Last but not least, let us bear in mind that raw strength also favors pitchers and many of the alleged abusers have been pitchers. I concede that steroid based strength has probably helped some hitters hit more home runs but probably not as much as better weight training programs have helped. Furthermore, these hitters have performed against juiced pitching. I invite any body-builder with bulging, steroid-fueled muscles to step into the batters box and see if he can even make a good decision to swing or not. Every major league player has the strength to hit a home run. In fact, I suspect that most grown men, be they accountants or auto mechanics, probably have the strength to hit a baseball out of a major league park -- it really is not about strength. The greatest home run hitters are usually strong but they are smart first, talented second, and strong last.


  1. Most ballplayers today are taking homeopathic hgh oral spray because it's safe, undetectable, and legal for over the counter sales.
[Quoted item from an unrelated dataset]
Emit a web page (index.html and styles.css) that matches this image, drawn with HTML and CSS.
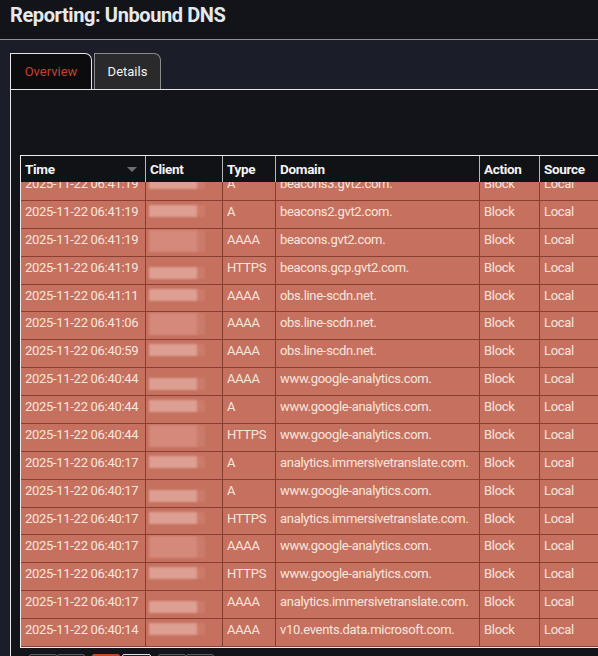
FILE: index.html
```html
<!DOCTYPE html>
<html lang="en">
<head>
<meta charset="utf-8">
<title>Reporting: Unbound DNS</title>
<link rel="stylesheet" href="styles.css">
</head>
<body>
<header class="topbar"><h1 class="title">Reporting: Unbound DNS</h1></header>
<main class="page">
  <nav class="tabs">
    <a class="tab tab-active">Overview</a>
    <a class="tab tab-other">Details</a>
  </nav>
  <section class="panel">
    <div class="grid">
      <div class="row head">
        <div class="cell">Time<span class="sort"></span></div>
        <div class="cell">Client</div>
        <div class="cell">Type</div>
        <div class="cell">Domain</div>
        <div class="cell">Action</div>
        <div class="cell">Source</div>
      </div>
      <div class="body">
        <div class="rows">
          <div class="row item"><div class="cell">2025-11-22 06:41:19</div><div class="cell client"><span class="blur"></span></div><div class="cell">A</div><div class="cell">beacons3.gvt2.com.</div><div class="cell">Block</div><div class="cell">Local</div></div>
          <div class="row item"><div class="cell">2025-11-22 06:41:19</div><div class="cell client"><span class="blur"></span></div><div class="cell">A</div><div class="cell">beacons2.gvt2.com.</div><div class="cell">Block</div><div class="cell">Local</div></div>
          <div class="row item"><div class="cell">2025-11-22 06:41:19</div><div class="cell client"><span class="blur soft"></span></div><div class="cell">AAAA</div><div class="cell">beacons.gvt2.com.</div><div class="cell">Block</div><div class="cell">Local</div></div>
          <div class="row item"><div class="cell">2025-11-22 06:41:19</div><div class="cell client"><span class="blur low"></span></div><div class="cell">HTTPS</div><div class="cell">beacons.gcp.gvt2.com.</div><div class="cell">Block</div><div class="cell">Local</div></div>
          <div class="row item"><div class="cell">2025-11-22 06:41:11</div><div class="cell client"><span class="blur"></span></div><div class="cell">AAAA</div><div class="cell">obs.line-scdn.net.</div><div class="cell">Block</div><div class="cell">Local</div></div>
          <div class="row item"><div class="cell">2025-11-22 06:41:06</div><div class="cell client"><span class="blur soft"></span></div><div class="cell">AAAA</div><div class="cell">obs.line-scdn.net.</div><div class="cell">Block</div><div class="cell">Local</div></div>
          <div class="row item"><div class="cell">2025-11-22 06:40:59</div><div class="cell client"><span class="blur"></span></div><div class="cell">AAAA</div><div class="cell">obs.line-scdn.net.</div><div class="cell">Block</div><div class="cell">Local</div></div>
          <div class="row item"><div class="cell">2025-11-22 06:40:44</div><div class="cell client"><span class="blur low"></span></div><div class="cell">AAAA</div><div class="cell">www.google-analytics.com.</div><div class="cell">Block</div><div class="cell">Local</div></div>
          <div class="row item"><div class="cell">2025-11-22 06:40:44</div><div class="cell client"><span class="blur"></span></div><div class="cell">A</div><div class="cell">www.google-analytics.com.</div><div class="cell">Block</div><div class="cell">Local</div></div>
          <div class="row item"><div class="cell">2025-11-22 06:40:44</div><div class="cell client"><span class="blur soft"></span></div><div class="cell">HTTPS</div><div class="cell">www.google-analytics.com.</div><div class="cell">Block</div><div class="cell">Local</div></div>
          <div class="row item"><div class="cell">2025-11-22 06:40:17</div><div class="cell client"><span class="blur"></span></div><div class="cell">A</div><div class="cell">analytics.immersivetranslate.com.</div><div class="cell">Block</div><div class="cell">Local</div></div>
          <div class="row item"><div class="cell">2025-11-22 06:40:17</div><div class="cell client"><span class="blur low"></span></div><div class="cell">A</div><div class="cell">www.google-analytics.com.</div><div class="cell">Block</div><div class="cell">Local</div></div>
          <div class="row item"><div class="cell">2025-11-22 06:40:17</div><div class="cell client"><span class="blur"></span></div><div class="cell">HTTPS</div><div class="cell">analytics.immersivetranslate.com.</div><div class="cell">Block</div><div class="cell">Local</div></div>
          <div class="row item"><div class="cell">2025-11-22 06:40:17</div><div class="cell client"><span class="blur soft"></span></div><div class="cell">AAAA</div><div class="cell">www.google-analytics.com.</div><div class="cell">Block</div><div class="cell">Local</div></div>
          <div class="row item"><div class="cell">2025-11-22 06:40:17</div><div class="cell client"><span class="blur"></span></div><div class="cell">HTTPS</div><div class="cell">www.google-analytics.com.</div><div class="cell">Block</div><div class="cell">Local</div></div>
          <div class="row item"><div class="cell">2025-11-22 06:40:17</div><div class="cell client"><span class="blur low"></span></div><div class="cell">AAAA</div><div class="cell">analytics.immersivetranslate.com.</div><div class="cell">Block</div><div class="cell">Local</div></div>
          <div class="row item"><div class="cell">2025-11-22 06:40:14</div><div class="cell client"><span class="blur"></span></div><div class="cell">AAAA</div><div class="cell">v10.events.data.microsoft.com.</div><div class="cell">Block</div><div class="cell">Local</div></div>
        </div>
      </div>
    </div>
    <div class="pager">
      <div class="pgroup"><span class="pbtn"></span><span class="pbtn"></span></div>
      <div class="pgroup pgroup-split"><span class="pbtn pbtn-on"></span><span class="pbtn pbtn-light"></span></div>
      <div class="pgroup"><span class="pbtn"></span><span class="pbtn"></span></div>
    </div>
  </section>
</main>
</body>
</html>
```
FILE: styles.css
```css
html, body {
  margin: 0;
  padding: 0;
}
body {
  background: #1b1d28;
  font-family: Roboto, "Liberation Sans", sans-serif;
  height: 656px;
  overflow: hidden;
}
.topbar {
  height: 39px;
  background: #131419;
  border-bottom: 1px solid #8e9198;
}
.title {
  margin: 0;
  padding-left: 10px;
  font-size: 20px;
  font-weight: 700;
  line-height: 30px;
  color: #e6e9ec;
  letter-spacing: -0.4px;
}
.page {
  padding: 13px 0 0 10px;
}
.tabs {
  display: flex;
  height: 36px;
}
.tab {
  box-sizing: border-box;
  height: 36px;
  border: 1px solid;
  border-bottom: none;
  border-radius: 0 7px 0 0;
  display: flex;
  align-items: center;
  justify-content: center;
  font-size: 13px;
}
.tab-active {
  width: 82px;
  background: #0c0c0e;
  border-color: #e6e6e6;
  color: #c0432f;
}
.tab-other {
  width: 67px;
  margin-left: 2px;
  background: #2a2a2d;
  border-color: #8a8a8c;
  color: #f2f2f2;
}
.panel {
  border-top: 1px solid #e6e6e6;
  border-left: 1px solid #e6e6e6;
  background: #131419;
  padding: 65px 0 0 9px;
}
.grid {
  width: 700px;
  border: 1px solid #ececec;
  border-right: none;
}
.row {
  display: grid;
  grid-template-columns: 125px 77px 53px 204px 60px 181px;
}
.cell {
  box-sizing: border-box;
  padding-left: 4px;
  white-space: nowrap;
  overflow: hidden;
}
.head {
  height: 26px;
  background: #111216;
}
.head .cell {
  border-right: 1px solid #b9b9bc;
  font-weight: 700;
  font-size: 13.5px;
  line-height: 25px;
  color: #f4f4f4;
  letter-spacing: -0.3px;
  display: flex;
  align-items: center;
}
.sort {
  margin-left: auto;
  margin-right: 8px;
  width: 0;
  height: 0;
  border-left: 5px solid transparent;
  border-right: 5px solid transparent;
  border-top: 5px solid #6e6e72;
}
.body {
  height: 465px;
  overflow: hidden;
}
.rows {
  margin-top: -8.9px;
}
.item {
  box-sizing: border-box;
  height: 27.875px;
  background: #c6705f;
  border-bottom: 1px solid #8a3d31;
}
.item .cell {
  border-right: 1px solid #873c30;
  font-size: 13px;
  line-height: 21px;
  color: #f8e6de;
  letter-spacing: -0.3px;
}
.item .client {
  padding-left: 0;
}
.blur {
  display: block;
  margin: 4px 0 0 3px;
  width: 48px;
  height: 12px;
  background: #dd9f91;
  box-shadow: 8px 0 0 #cb7b6a;
  filter: blur(1px);
}
.blur.soft {
  height: 22px;
  margin-top: 1px;
  background: #d4897a;
}
.blur.low {
  margin-top: 10px;
}
.pager {
  display: flex;
  gap: 7px;
  margin: 6px 0 0 9px;
}
.pgroup {
  display: flex;
}
.pgroup-split {
  gap: 2px;
}
.pbtn {
  box-sizing: border-box;
  width: 28px;
  height: 28px;
  border: 1px solid #5a5c62;
  border-radius: 2px;
  background: #1e2029;
}
.pbtn-on {
  background: #c44a25;
  border-color: #c44a25;
}
.pbtn-light {
  width: 29px;
  border-color: #e0e0e0;
}
```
As time goes on it seems it might be considered as benign a performance enhancer as coffee, aspirin, red bull, chewing tobacco, and bubble gum.

  2. scrut.com3/18/2009

    It's not about strenght in the sense that adding strength won't get you to the big leagues. But if you are already there strength will help. A fraction of an inch on the barrel of the bat might be the difference between a deep fly out an a homer. With added strength, there is less need to hit it squarely, deep fly outs might become short homers.

  3. ...added strength in the pitcher's arm will make the ball pass through the strike zone prior to the barrel of the bat arriving to connect squrely. This might make deep fly outs from short homers. What is a scrut?
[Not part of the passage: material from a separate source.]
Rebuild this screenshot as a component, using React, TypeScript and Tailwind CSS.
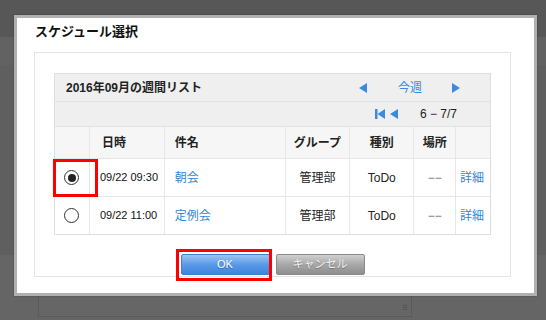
import React from 'react'

const font = "font-['Liberation_Sans','Noto_Sans_CJK_JP',sans-serif]"

function TriLeft({ className = '' }: { className?: string }) {
  return (
    <svg width="8" height="10" viewBox="0 0 8 10" className={className}>
      <polygon points="8,0 8,10 0,5" fill="#3a8ae0" />
    </svg>
  )
}

function TriRight({ className = '' }: { className?: string }) {
  return (
    <svg width="8" height="10" viewBox="0 0 8 10" className={className}>
      <polygon points="0,0 0,10 8,5" fill="#3a8ae0" />
    </svg>
  )
}

function FirstPage() {
  return (
    <svg width="10" height="10" viewBox="0 0 10 10">
      <rect x="0" y="0" width="2.5" height="10" fill="#3a8ae0" />
      <polygon points="10,0 10,10 2.5,5" fill="#3a8ae0" />
    </svg>
  )
}

function Radio({ checked }: { checked?: boolean }) {
  return (
    <div className="w-[15px] h-[15px] rounded-full border border-[#333] bg-white flex items-center justify-center">
      {checked && <div className="w-[8px] h-[8px] rounded-full bg-[#222]" />}
    </div>
  )
}

const cols = ['w-[35px]', 'w-[75px]', 'w-[121px]', 'w-[65px]', 'w-[64px]', 'w-[42px]', 'w-[34px]']

const rows = [
  { time: '09/22 09:30', title: '朝会', checked: true, h: 'h-[38px]' },
  { time: '09/22 11:00', title: '定例会', checked: false, h: 'h-[37px]' },
]

export default function App() {
  return (
    <div className={`relative w-[546px] h-[320px] overflow-hidden bg-[#656565] ${font}`}>
      {/* page behind the overlay */}
      <div className="h-[37px] bg-[#575757]" />
      <div className="h-[28px] bg-[#626262]" />
      <div className="h-[190px] bg-[#5f5f5f]" />
      <div className="ml-[38px] w-[374px] h-[62px] border border-[#5a5a5a] bg-[#666666] relative">
        <div className="absolute right-[3px] bottom-[3px] text-[8px] leading-none text-[#4e4e4e]">⠿</div>
      </div>

      {/* dialog */}
      <div className="absolute left-[14px] top-[15px] w-[523px] h-[281px] border-[3px] border-[#b0b0b0] bg-white shadow-[0_0_2px_rgba(0,0,0,0.3)]">
        <div className="h-[34px] pl-[18px] pt-[6px] text-[13px] leading-[16px] font-bold text-[#111]">
          スケジュール選択
        </div>
        <div className="ml-[17px] w-[477px] h-[225px] border border-[#e4e4e4] pt-[20px] px-[19px]">
          <div className="w-[437px] border border-[#dedede] text-[12px] text-[#222]">
            <div className="h-[28px] bg-[#efefef] border-b border-[#e2e2e2] flex items-center pl-[11px] pr-[30px]">
              <span className="font-bold">2016年09月の週間リスト</span>
              <div className="ml-auto flex items-center">
                <TriLeft />
                <span className="ml-[31px] text-[#3a8ae0]">今週</span>
                <TriRight className="ml-[30px]" />
              </div>
            </div>
            <div className="h-[25px] bg-[#efefef] border-b border-[#e2e2e2] flex items-center justify-end pr-[33px]">
              <FirstPage />
              <TriLeft className="ml-[5px]" />
              <span className="ml-[22px]">6 − 7/7</span>
            </div>
            <div className="h-[32px] bg-[#f6f6f6] border-b border-[#e6e6e6] flex font-bold">
              <div className={`${cols[0]} border-r border-[#e6e6e6]`} />
              <div className={`${cols[1]} border-r border-[#e6e6e6] flex items-center pl-[12px]`}>日時</div>
              <div className={`${cols[2]} border-r border-[#e6e6e6] flex items-center pl-[10px]`}>件名</div>
              <div className={`${cols[3]} border-r border-[#e6e6e6] flex items-center justify-center`}>グループ</div>
              <div className={`${cols[4]} border-r border-[#e6e6e6] flex items-center justify-center`}>種別</div>
              <div className={`${cols[5]} border-r border-[#e6e6e6] flex items-center justify-center`}>場所</div>
              <div className={cols[6]} />
            </div>
            {rows.map((r, i) => (
              <div key={i} className={`${r.h} bg-white flex ${i === 0 ? 'border-b border-[#e6e6e6]' : ''}`}>
                <div className={`${cols[0]} border-r border-[#e6e6e6] flex items-center justify-center`}>
                  <Radio checked={r.checked} />
                </div>
                <div className={`${cols[1]} border-r border-[#e6e6e6] flex items-center pl-[10px] text-[11px] text-[#111]`}>{r.time}</div>
                <div className={`${cols[2]} border-r border-[#e6e6e6] flex items-center pl-[10px] text-[#3585d6]`}>{r.title}</div>
                <div className={`${cols[3]} border-r border-[#e6e6e6] flex items-center justify-center`}>管理部</div>
                <div className={`${cols[4]} border-r border-[#e6e6e6] flex items-center justify-center`}>ToDo</div>
                <div className={`${cols[5]} border-r border-[#e6e6e6] flex items-center justify-center text-[#777]`}>−−</div>
                <div className={`${cols[6]} flex items-center pl-[4px] text-[#3585d6]`}>詳細</div>
              </div>
            ))}
          </div>
          <div className="mt-[19px] flex justify-center gap-[6px]">
            <button className="w-[89px] h-[21px] rounded-[2px] border border-[#3f7fcf] bg-gradient-to-b from-[#9cc4f2] via-[#5a9ae6] to-[#3a85e0] text-[11px] text-white [text-shadow:0_1px_1px_rgba(0,0,0,0.3)]">
              OK
            </button>
            <button className="w-[89px] h-[21px] rounded-[2px] border border-[#8a8a8a] bg-gradient-to-b from-[#d0d0d0] via-[#a8a8a8] to-[#8e8e8e] text-[11px] text-[#f4f4f4] [text-shadow:0_1px_1px_rgba(0,0,0,0.3)]">
              キャンセル
            </button>
          </div>
        </div>
      </div>

      {/* annotation frames */}
      <div className="absolute left-[53px] top-[159px] w-[45px] h-[38px] border-[3px] border-[#ff0000]" />
      <div className="absolute left-[176px] top-[249px] w-[96px] h-[32px] border-[3px] border-[#ff0000]" />
    </div>
  )
}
  4. Any major league player can hit a fastball. Increased arm strength doesn't give enough increased velocity to blow away professional hitters (at least I don't recall any 120 mph fastballs). The energy transferred from the bat to the ball is proportional to the square of the velocity. If a batter increases bat speed (same mass as before) by 2%, the energy increases by a factor of 1.404. If that translates to distance, a 380 ft fly ball becomes 395'. I'm not a physicist, but I did stay at a Holiday Inn Express last night.

  5. True - there are no 120 mph fastballs. True - any major league player can hit a fastball IF HE KNOWS IT'S COMING. Consider it this way, Mr. Square-of-the-Velocity. A pitcher with an 82 mph change-up doesn't blow anyone away with his 88 mph fastball but if he could just get that fastball up to 92 mph, he could all the better keep hitters from putting a good swing on the ball. By the way, isn't 2 squared equal to 4 and not 40.4?

  6. 1.02 squared is 1.0404

  7. that's's not 1.404 as previously posted. It looks like you made the fly ball distance calculation correctly just the same.